2.2. IoT Analytics and Collective Intelligence

City T&M is a very expansive concept that originates a wide range of challenges in the field of research [17]. Regarding T&M activities, despite the availability of common technologies and tools to reinforce empirical evidence-based decision-making processes, many companies are still far from fully exploiting the potential of such scientific advances in their day-to-day operational processes. With the rapid development of IoT and cloud technologies, utilization of IoT analysis and collective intelligence have become important pillars of agile optimization for T&M systems Xhafa [18], Bibri [19]. Moreover, IoT technologies provides new business models and value to companies Lee [20]. Taking environmental costs into the account when generating vehicle routes is a concept that has evolved over time Figliozzi [21], Sawik et al. [22]. However, as Demir et al. [23] points out, new methods are needed to estimate environmental costs. Some of the more efficient ones are estimating the willingness-to-pay Lera-López et al. [24], Lera-López et al. [25], Haddak et al. [26] and the experimental economics techniques Denant-Boemont et al. [27], Croson and Gächter [28], Breidert et al. [29]. Hence, based on new technologies and devices, such as smart sensors, IoT, and cloud platforms, waste collection process in smart cities can be greatly improved. For example, Navghane et al. [30] proposed to use sensor, microcontroller, and Wi-Fi modules to periodically measure the garbage level of the containers and employ this information to improve the waste collection management.

2.3. Optimization, Meta-Heuristics, and Simulation Methods

Optimization and simulation techniques—such as agile algorithms, simheuristics, and learnheuristics—are key methods for delivering efficient scale solutions for a variety of strategic, tactical, and operational decisions on T&M systems and sustainable development issues in urban areas [31]. By sharing different resources, such as customers, vehicles, warehouses, experts, etc., companies at one level of the supply chain are expected to improve their level of usage and service through economies of scale. Therefore, transport analysis and smart algorithms are essential tools for analyzing and quantifying the potential benefits of modern T&M concepts and practices, from horizontal collaboration between shipping companies to emerging mobility modes, such as car-sharing and ride-sharing.
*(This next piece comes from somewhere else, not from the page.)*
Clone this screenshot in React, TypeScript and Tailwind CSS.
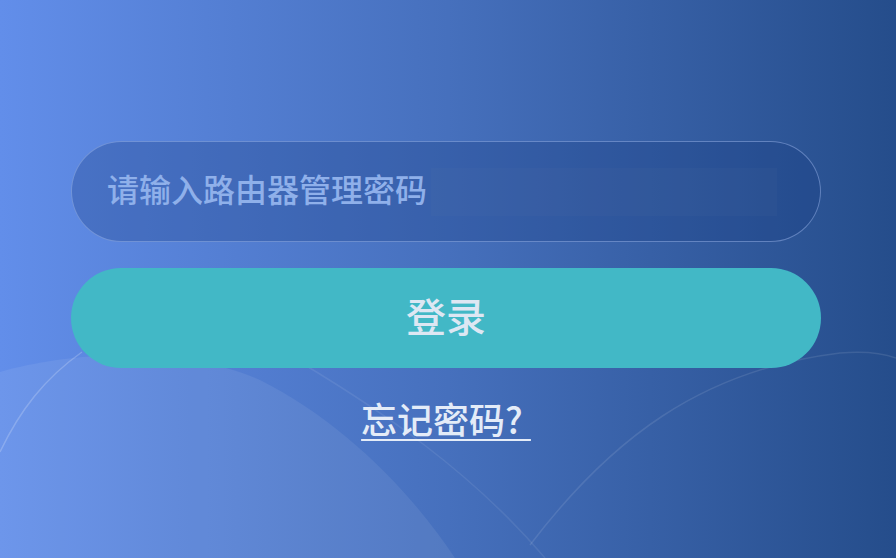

Hezarkhani et al. [32] discussed profit sharing options through joint delivery planning of logistic service providers. Strategies on the vertical supply chain level have also been considered in the literature. Liu and Lee [33] presented a hybrid variable neighborhood algorithm with tabu search in which a VRP with time windows is considered and combined with inventory control decisions. Bertazzi and Secomandi [34] studied an inventory routing problem (IRP) with stochastic demands using a hybrid roll out algorithm. Belloso et al. [35] reduced empty backhauls and analyzed the use of heuristic-based algorithms

Hereby, the dynamic nature of optimization problems might refer to dynamic input variables to routing, location, and scheduling problems, such as customer demands and travel times, which can be transferred and processed in almost real-time through the use of modern information and communication technologies, IoT, as well as efficient agile optimization algorithms, metaheuristics, or simheuristics [36].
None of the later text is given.